Вы, конечно, не раз читали рассказы о мучительной женской доле, особенно в странах, где женщина от века считалась «низшим существом», обязанным всячески обслуживать и улещивать своего владыку-мужа. Но Мохан Ракеш никого и ничего не повторяет: он наново творит образ Бало и ту обстановку, в какой она живет и страдает. И тема — если можно обозначить этим холодным словом горестное содержание рассказа «Лепешки для мужа» — обретает новое звучание.
«Благодетели» — рассказ о душевной грубости, жертвой которой становится мальчик-бедняк, веселый бродяжка, влюбленный в море, в небо, в свою свободу, в красоту мира. Жирный лавочник, расположившийся со своей семьей на пляже, обвиняет его в краже ложки, и мальчик, впервые столкнувшийся с беспощадной злобой и жестокостью собственника, теряет себя, доходит до последней степени отчаяния. Мир, который казался ему таким прекрасным и добрым, вдруг обернулся к нему страшной своей стороной…
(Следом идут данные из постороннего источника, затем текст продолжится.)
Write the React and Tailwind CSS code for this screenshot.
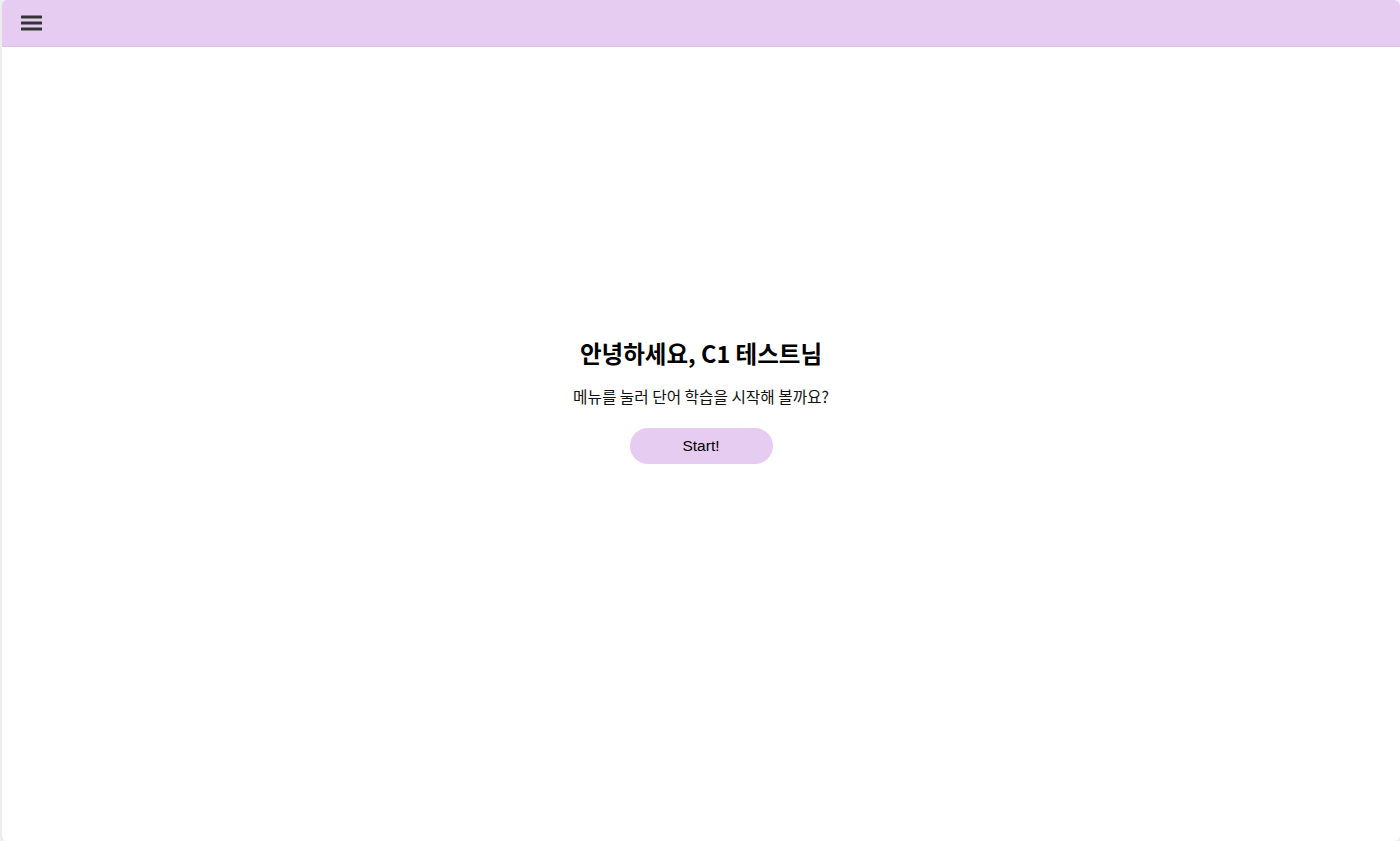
import React from 'react';

function MenuIcon() {
  return (
    <svg className="w-[24px] h-[24px] text-[#333]" viewBox="0 0 24 24" fill="currentColor">
      <rect x="2" y="4.5" width="21" height="3" rx="0.5" />
      <rect x="2" y="10.5" width="21" height="3" rx="0.5" />
      <rect x="2" y="16.5" width="21" height="3" rx="0.5" />
    </svg>
  );
}

export default function App() {
  return (
    <div className="h-[841px] w-[1400px] bg-[#f0f0f0] font-['Noto_Sans_CJK_KR','Noto_Sans',sans-serif]">
      <div className="h-full flex flex-col bg-white rounded-md overflow-hidden border-l-2 border-[#ececec]">
        <header className="h-[47px] flex items-center px-[17px] bg-[#e7ccf1] border-b border-[#d8c4df]">
          <button className="p-0">
            <MenuIcon />
          </button>
        </header>
        <main className="flex-1 flex flex-col items-center pt-[289px]">
          <h1 className="text-[23.5px] leading-[34px] font-bold text-black">안녕하세요, C1 테스트님</h1>
          <p className="mt-[16px] text-[15.7px] leading-[22px] text-[#111]">메뉴를 눌러 단어 학습을 시작해 볼까요?</p>
          <button className="mt-[20px] w-[143px] h-[36px] rounded-full bg-[#e7ccf1] text-[15.5px] text-black font-['Liberation_Sans',Arial,sans-serif]">
            Start!
          </button>
        </main>
      </div>
    </div>
  );
}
Мохану Ракешу чуждо «непротивление» злу, он ненавидит зло действенно, активно, всей силой души, и рассказы его подымают читателя, мобилизуют его на борьбу против всякой нечисти, корысти, жестокости, грубости, несправедливости, против социального неравенства и гнета, против всех заблуждений ума. Вот почему советский читатель с интересом и радостью прочтет эту книгу индийского писателя, сумевшего силой своего таланта вдохнуть новую жизнь в вечные темы литературы.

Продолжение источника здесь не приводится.